まさに踏んだり蹴ったり、アホの坂田に似た人相と、それまでの押しの強さが災いし、一気に政治家人生が暗転、文字通り「地獄を見る」ことになった。
鼻水を垂らしながら、家族への感謝を述べた記者会見は印象的だったが、ほとんど同情の声はなかった。

2003年、衆議院選挙の直前に保釈されたが、今度は胃ガンが発見され手術。
2004年の参議院選挙には無所属で出馬したが、落選。
鈴木宗男の苦難は続いた。
2005年、最も不遇の時でも鈴木を信頼し、かばい続けた友人松山千春と共に「新党大地」を結成、代表に就任。
2005年9月衆議院議員総選挙比例北海道ブロックより当選。
まさしく「地獄を見た政治家」鈴木宗男は国会議員として復活した。
天敵田中真紀子は、その後外務省を追われ、ジプシーのような政治家となったが、逆に鈴木宗男は、自分を放逐した外務省への攻撃的質問を頻発、外務省の矛盾を徹底的に暴露し、存在感を増している。

その鈴木宗男が、盟友松岡利勝の自殺に関して、「松岡は正直に話したかったが、安部政権の中枢から止められた」と暴露し、話題となっている。
安部政権から猛反発を受けたが、もはや怖いものなしの鈴木宗男は、「松岡議員が私に話した事を発表しただけ」と、歯牙にもかけない。

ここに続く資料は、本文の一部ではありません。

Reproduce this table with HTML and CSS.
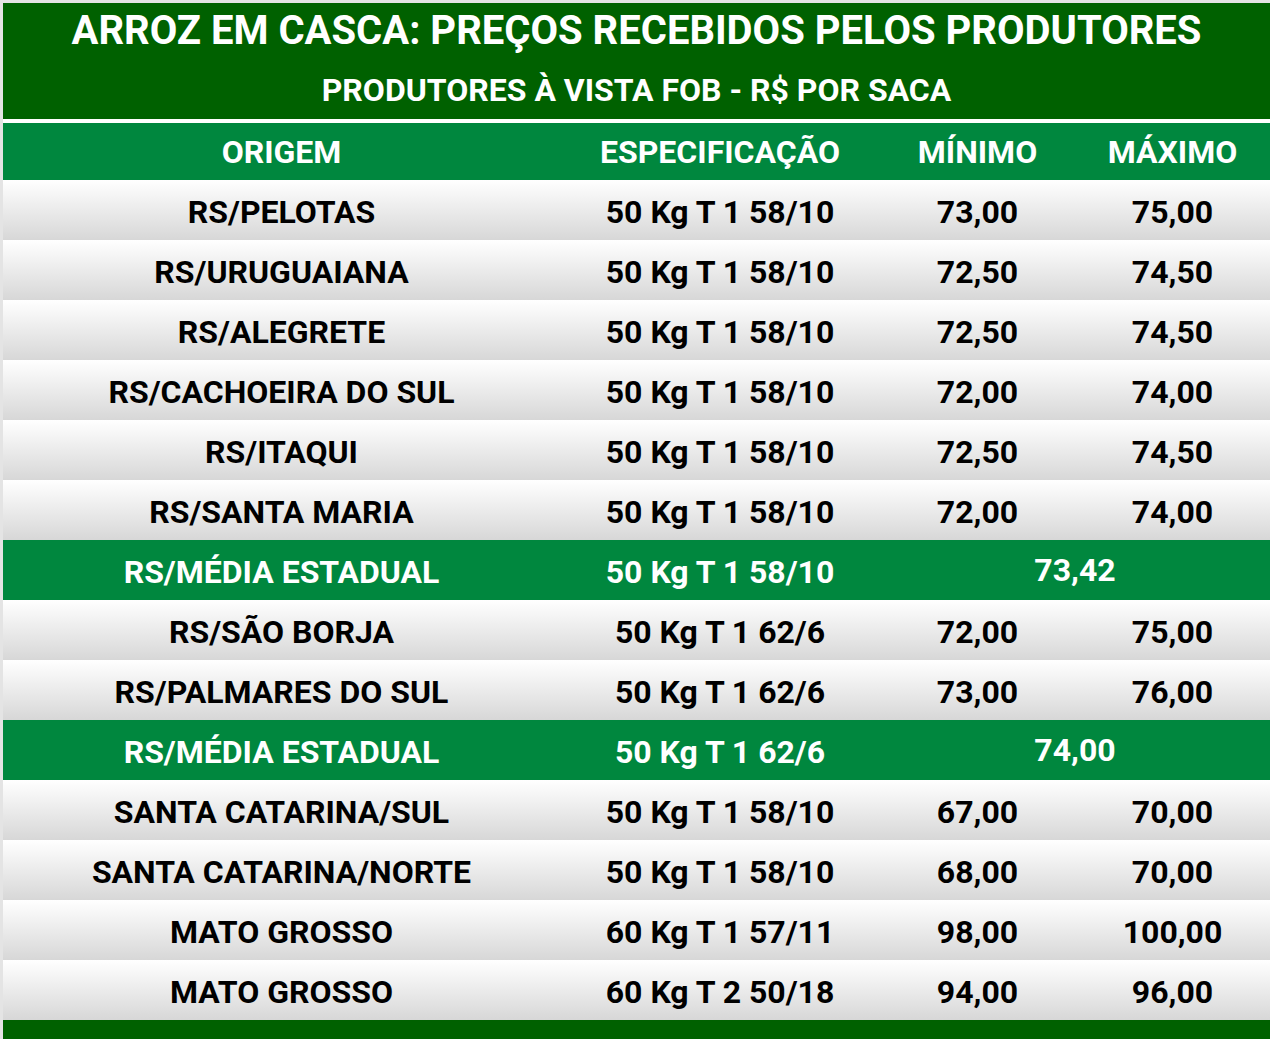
FILE: index.html
```html
<!DOCTYPE html>
<html lang="pt-BR">
<head>
<meta charset="utf-8">
<title>Arroz em casca: preços recebidos pelos produtores</title>
<link rel="stylesheet" href="styles.css">
</head>
<body>
<div class="sheet">
  <header class="banner">
    <h1 class="title">ARROZ EM CASCA: PREÇOS RECEBIDOS PELOS PRODUTORES</h1>
    <p class="subtitle">PRODUTORES À VISTA FOB - R$ POR SACA</p>
  </header>
  <div class="grid">
    <div class="cell head">ORIGEM</div>
    <div class="cell head">ESPECIFICAÇÃO</div>
    <div class="cell head">MÍNIMO</div>
    <div class="cell head">MÁXIMO</div>

    <div class="row"><div class="cell">RS/PELOTAS</div><div class="cell">50 Kg T 1 58/10</div><div class="cell">73,00</div><div class="cell">75,00</div></div>
    <div class="row"><div class="cell">RS/URUGUAIANA</div><div class="cell">50 Kg T 1 58/10</div><div class="cell">72,50</div><div class="cell">74,50</div></div>
    <div class="row"><div class="cell">RS/ALEGRETE</div><div class="cell">50 Kg T 1 58/10</div><div class="cell">72,50</div><div class="cell">74,50</div></div>
    <div class="row"><div class="cell">RS/CACHOEIRA DO SUL</div><div class="cell">50 Kg T 1 58/10</div><div class="cell">72,00</div><div class="cell">74,00</div></div>
    <div class="row"><div class="cell">RS/ITAQUI</div><div class="cell">50 Kg T 1 58/10</div><div class="cell">72,50</div><div class="cell">74,50</div></div>
    <div class="row"><div class="cell">RS/SANTA MARIA</div><div class="cell">50 Kg T 1 58/10</div><div class="cell">72,00</div><div class="cell">74,00</div></div>
    <div class="row avg"><div class="cell">RS/MÉDIA ESTADUAL</div><div class="cell">50 Kg T 1 58/10</div><div class="cell merged">73,42</div></div>
    <div class="row"><div class="cell">RS/SÃO BORJA</div><div class="cell">50 Kg T 1 62/6</div><div class="cell">72,00</div><div class="cell">75,00</div></div>
    <div class="row"><div class="cell">RS/PALMARES DO SUL</div><div class="cell">50 Kg T 1 62/6</div><div class="cell">73,00</div><div class="cell">76,00</div></div>
    <div class="row avg"><div class="cell">RS/MÉDIA ESTADUAL</div><div class="cell">50 Kg T 1 62/6</div><div class="cell merged">74,00</div></div>
    <div class="row"><div class="cell">SANTA CATARINA/SUL</div><div class="cell">50 Kg T 1 58/10</div><div class="cell">67,00</div><div class="cell">70,00</div></div>
    <div class="row"><div class="cell">SANTA CATARINA/NORTE</div><div class="cell">50 Kg T 1 58/10</div><div class="cell">68,00</div><div class="cell">70,00</div></div>
    <div class="row"><div class="cell">MATO GROSSO</div><div class="cell">60 Kg T 1 57/11</div><div class="cell">98,00</div><div class="cell">100,00</div></div>
    <div class="row"><div class="cell">MATO GROSSO</div><div class="cell">60 Kg T 2 50/18</div><div class="cell">94,00</div><div class="cell">96,00</div></div>
  </div>
  <footer class="footer"></footer>
</div>
</body>
</html>
```
FILE: styles.css
```css
html, body {
  margin: 0;
  padding: 0;
  background: #e4e4e4;
}

body {
  padding: 3px 0 0 3px;
  font-family: Roboto, "Liberation Sans", sans-serif;
  font-weight: 700;
}

.sheet {
  width: 1267px;
  background: #ffffff;
}

.banner {
  background: #006100;
  height: 116px;
  color: #ffffff;
  text-align: center;
  border-bottom: 4px solid #ffffff;
  box-sizing: content-box;
}

.title {
  margin: 0;
  padding-top: 5px;
  font-size: 40px;
  line-height: 46px;
  font-weight: 700;
}

.subtitle {
  margin: 0;
  padding-top: 18px;
  font-size: 32px;
  line-height: 36px;
}

.grid {
  display: grid;
  grid-template-columns: 557px 320px 195px 195px;
}

.row {
  display: contents;
}

.cell {
  height: 60px;
  display: flex;
  align-items: center;
  justify-content: center;
  font-size: 32px;
  color: #000000;
  padding-top: 4px;
  box-sizing: border-box;
  background: linear-gradient(#ffffff, #d7d7d7);
  white-space: nowrap;
}

.cell.head {
  height: 57px;
  background: #00873e;
  color: #ffffff;
  padding-top: 1px;
}

.avg .cell {
  background: #00873e;
  color: #ffffff;
}

.avg .cell.merged {
  grid-column: span 2;
  padding-top: 0;
}

.footer {
  height: 20px;
  background: #006100;
}
```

あれほど日本中で嫌われた鈴木宗男は、自民党の裏側の知りつくした政治家でもある。
自民党と安部政権にとっては、鈴木宗男は、「攻撃すれば返り血を浴びる」諸刃の剣となっている。

僕もある時期、鈴木宗男に対しては嫌悪感と不信感を持っていた。
しかし、最近の鈴木宗男を見るにつけ、族議員で地元への利益誘導を最優先する旧来型議員だったことは間違いないが、捨て身となった現在の政治姿勢には好意を持って注目をしている。